■ REQUEST ■
Every line below must be reproduced exactly. Copy them all.
##############################
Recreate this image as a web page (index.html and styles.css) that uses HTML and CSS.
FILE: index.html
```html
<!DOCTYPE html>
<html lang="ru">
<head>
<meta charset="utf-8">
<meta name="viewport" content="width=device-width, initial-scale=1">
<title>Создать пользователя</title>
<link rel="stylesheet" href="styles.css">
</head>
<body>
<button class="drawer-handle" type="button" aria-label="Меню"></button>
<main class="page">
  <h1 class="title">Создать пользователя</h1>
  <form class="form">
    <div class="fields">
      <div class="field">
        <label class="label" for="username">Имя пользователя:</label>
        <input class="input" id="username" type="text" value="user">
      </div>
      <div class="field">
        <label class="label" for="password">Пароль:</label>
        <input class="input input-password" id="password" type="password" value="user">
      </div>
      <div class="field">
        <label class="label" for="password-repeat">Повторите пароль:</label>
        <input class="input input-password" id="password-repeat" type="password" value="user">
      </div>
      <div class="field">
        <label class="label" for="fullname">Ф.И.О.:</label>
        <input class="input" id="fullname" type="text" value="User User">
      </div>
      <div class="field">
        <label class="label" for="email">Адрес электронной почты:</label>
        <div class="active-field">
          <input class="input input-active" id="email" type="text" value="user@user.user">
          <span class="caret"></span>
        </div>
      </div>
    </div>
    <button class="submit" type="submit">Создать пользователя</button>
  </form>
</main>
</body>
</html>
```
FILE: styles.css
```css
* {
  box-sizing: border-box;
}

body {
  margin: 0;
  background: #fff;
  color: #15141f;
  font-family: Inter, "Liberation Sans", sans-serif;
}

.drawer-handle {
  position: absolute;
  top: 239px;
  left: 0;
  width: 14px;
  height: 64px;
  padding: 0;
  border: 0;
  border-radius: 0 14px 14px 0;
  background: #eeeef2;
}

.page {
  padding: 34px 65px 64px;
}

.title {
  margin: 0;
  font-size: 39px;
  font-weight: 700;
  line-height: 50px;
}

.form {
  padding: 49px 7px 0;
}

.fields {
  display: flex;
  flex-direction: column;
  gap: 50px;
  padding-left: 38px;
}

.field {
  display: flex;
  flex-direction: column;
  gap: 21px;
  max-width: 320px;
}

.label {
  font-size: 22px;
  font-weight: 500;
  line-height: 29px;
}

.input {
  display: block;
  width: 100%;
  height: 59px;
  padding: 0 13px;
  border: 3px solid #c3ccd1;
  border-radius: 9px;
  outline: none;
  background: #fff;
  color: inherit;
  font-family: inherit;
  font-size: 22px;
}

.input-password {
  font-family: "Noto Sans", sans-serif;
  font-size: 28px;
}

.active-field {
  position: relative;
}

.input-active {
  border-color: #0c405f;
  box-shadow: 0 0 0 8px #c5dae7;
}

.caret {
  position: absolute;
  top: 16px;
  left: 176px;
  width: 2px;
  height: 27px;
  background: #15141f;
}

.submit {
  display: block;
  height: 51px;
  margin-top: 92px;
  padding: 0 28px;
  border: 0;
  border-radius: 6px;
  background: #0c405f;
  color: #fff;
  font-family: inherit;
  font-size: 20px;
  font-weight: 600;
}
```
##############################
■ TASK ANSWER ■
Recreate this image as a web page (index.html and styles.css) that uses HTML and CSS.
FILE: index.html
```html
<!DOCTYPE html>
<html lang="ru">
<head>
<meta charset="utf-8">
<meta name="viewport" content="width=device-width, initial-scale=1">
<title>Создать пользователя</title>
<link rel="stylesheet" href="styles.css">
</head>
<body>
<button class="drawer-handle" type="button" aria-label="Меню"></button>
<main class="page">
  <h1 class="title">Создать пользователя</h1>
  <form class="form">
    <div class="fields">
      <div class="field">
        <label class="label" for="username">Имя пользователя:</label>
        <input class="input" id="username" type="text" value="user">
      </div>
      <div class="field">
        <label class="label" for="password">Пароль:</label>
        <input class="input input-password" id="password" type="password" value="user">
      </div>
      <div class="field">
        <label class="label" for="password-repeat">Повторите пароль:</label>
        <input class="input input-password" id="password-repeat" type="password" value="user">
      </div>
      <div class="field">
        <label class="label" for="fullname">Ф.И.О.:</label>
        <input class="input" id="fullname" type="text" value="User User">
      </div>
      <div class="field">
        <label class="label" for="email">Адрес электронной почты:</label>
        <div class="active-field">
          <input class="input input-active" id="email" type="text" value="user@user.user">
          <span class="caret"></span>
        </div>
      </div>
    </div>
    <button class="submit" type="submit">Создать пользователя</button>
  </form>
</main>
</body>
</html>
```
FILE: styles.css
```css
* {
  box-sizing: border-box;
}

body {
  margin: 0;
  background: #fff;
  color: #15141f;
  font-family: Inter, "Liberation Sans", sans-serif;
}

.drawer-handle {
  position: absolute;
  top: 239px;
  left: 0;
  width: 14px;
  height: 64px;
  padding: 0;
  border: 0;
  border-radius: 0 14px 14px 0;
  background: #eeeef2;
}

.page {
  padding: 34px 65px 64px;
}

.title {
  margin: 0;
  font-size: 39px;
  font-weight: 700;
  line-height: 50px;
}

.form {
  padding: 49px 7px 0;
}

.fields {
  display: flex;
  flex-direction: column;
  gap: 50px;
  padding-left: 38px;
}

.field {
  display: flex;
  flex-direction: column;
  gap: 21px;
  max-width: 320px;
}

.label {
  font-size: 22px;
  font-weight: 500;
  line-height: 29px;
}

.input {
  display: block;
  width: 100%;
  height: 59px;
  padding: 0 13px;
  border: 3px solid #c3ccd1;
  border-radius: 9px;
  outline: none;
  background: #fff;
  color: inherit;
  font-family: inherit;
  font-size: 22px;
}

.input-password {
  font-family: "Noto Sans", sans-serif;
  font-size: 28px;
}

.active-field {
  position: relative;
}

.input-active {
  border-color: #0c405f;
  box-shadow: 0 0 0 8px #c5dae7;
}

.caret {
  position: absolute;
  top: 16px;
  left: 176px;
  width: 2px;
  height: 27px;
  background: #15141f;
}

.submit {
  display: block;
  height: 51px;
  margin-top: 92px;
  padding: 0 28px;
  border: 0;
  border-radius: 6px;
  background: #0c405f;
  color: #fff;
  font-family: inherit;
  font-size: 20px;
  font-weight: 600;
}
```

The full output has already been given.